That, in essence, is where China is now. Until about 1500, China led the world in the sophistication of its culture, economy and society. Since then the Europeans–more recently, the American branch of that many-limbed family–have done so. But the United States is in gradual, if inevitable, decline from the position it had in 1945, when it accounted for fully half of the world’s economic output. And China is in far-from-gradual advance. Short of disaster, it will be the world’s largest economy within a few decades. Along the way, it has almost certainly raised more people from poverty to near prosperity in a shorter time than any society has ever done. Keep that prosperous one-and-a-quarter billion Chinese in mind, with all the goods and services they will produce and consume, and you can see China’s rebirth as a blessing to the world.

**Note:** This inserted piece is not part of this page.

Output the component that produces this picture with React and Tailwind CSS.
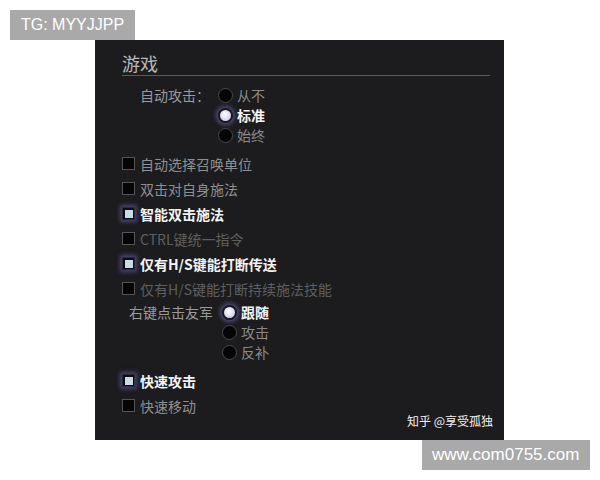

China as friend–there’s a comforting thought. But it’s not how China looks right now, as it lobs missiles into the sea, angered by Taiwan’s display of democracy in last week’s election. A friendly China? Not the one that thumbs its nose at America’s pretensions to be an Asian power, even as American warships steam through the Pacific. A China that was merely prickly–that, one could live with. But a China that saw itself as a natural enemy of the United States–that’s another matter.
So: which will it be? No crystal-ball gazing here; just astonishment as the giant wakes, flexes its muscles and, from its army to its sex life, joins the modern world. Nothing like this has ever happened before.